DC’s Book Review – Gimmick Pay Per Views

World Wrestling Entertainment have recently changed up their pay per view schedule a fair bit and with that of course comes some changes to the pay per views output, namely the number of gimmick matches that appear on a card. While Breaking Point isn’t the first pay per view to focus on a single gimmick, TNA’s been doing it for years with Lockdown, it is the first pay per view based around submission type matches.

The biggest problem with gimmick pay per views is that eventually, all the matches lose that special lustre that is present when a special match is held during a regular pay per view. Matches like the Elimination Chamber and Hell in a Cell match are made that much better by the knowledge that they only happen once or twice a year. When a gimmick match is held periodically like this then there is actual excitement at the idea of getting something different.

This is one of the main reasons why I have never understood the booking of an all gimmick pay per view. Sure, it’s intended to boost buy rates by selling the gimmick but for me it takes away from the entire experience of watching a wrestling event, because every match is the same. As a result spots are inevitably reused and face it, after having the same gimmick match six times on one show the seventh match is never going to feel fresh or new regardless of the competitors.

I must admit, I’m a sucker for a gimmick match if it’s done and built up correctly. That means plenty of story building between the wrestlers involved and an actual reason for a gimmick match to be needed. That does not mean just throwing it on a card to boost ratings and buy rates because it seems like a good idea. Sure, gimmick matches raise ratings but that is only because people have been following a feud and want to see this big climax to it. It’s meant to be a special event, not a convoluted mess of a pay per view with a new name and a special tag line to it.

One recent example is Ring of Honor who in their time has not put on an overly large amount of gimmick matches. The reason? Because they never needed to. Any potential specialty match is kept until the end of a feud and only if that feud has been built up as particularly heated.

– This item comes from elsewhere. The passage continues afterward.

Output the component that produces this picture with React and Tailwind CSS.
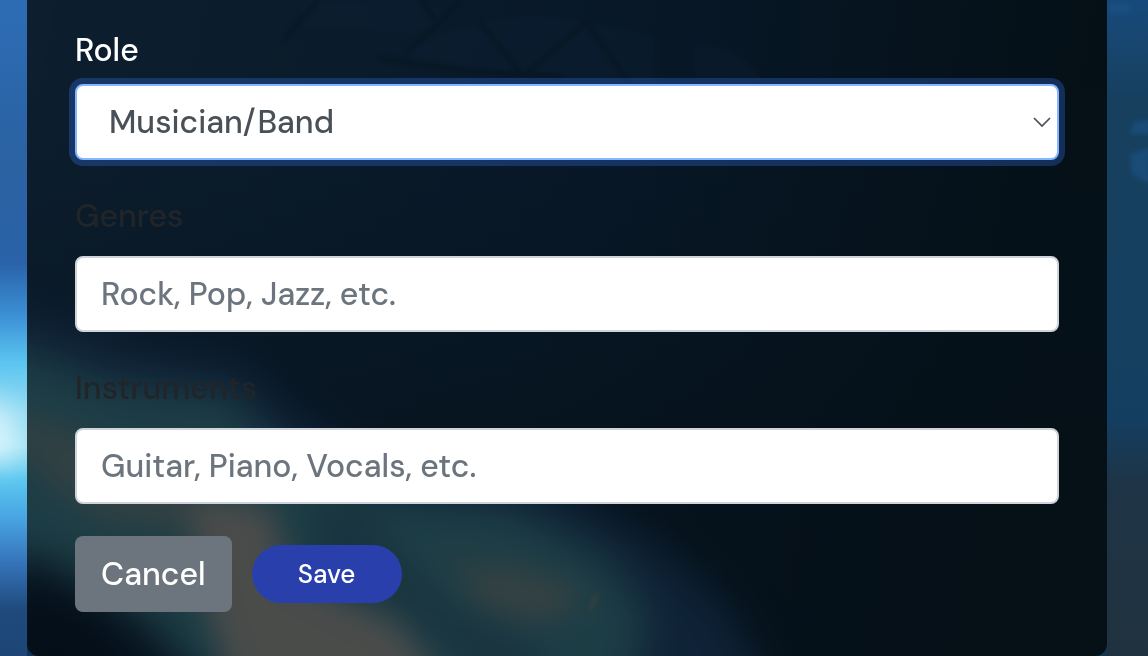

That’s the way it should be and that is the real way you get people to watch your product.

World Wrestling Entertainment need to focus more on building up the storyline’s and providing great wrestling than using publicity stunts like an all submission based pay per view because when people tune into wrestling it isn’t primarily for the gimmicks but to see their favourite wrestler engaged in a storyline they actually care about knowing that when the feud does blow off its going to actually mean something, not feel cheap because you’ve already seen three submission type matches before hand.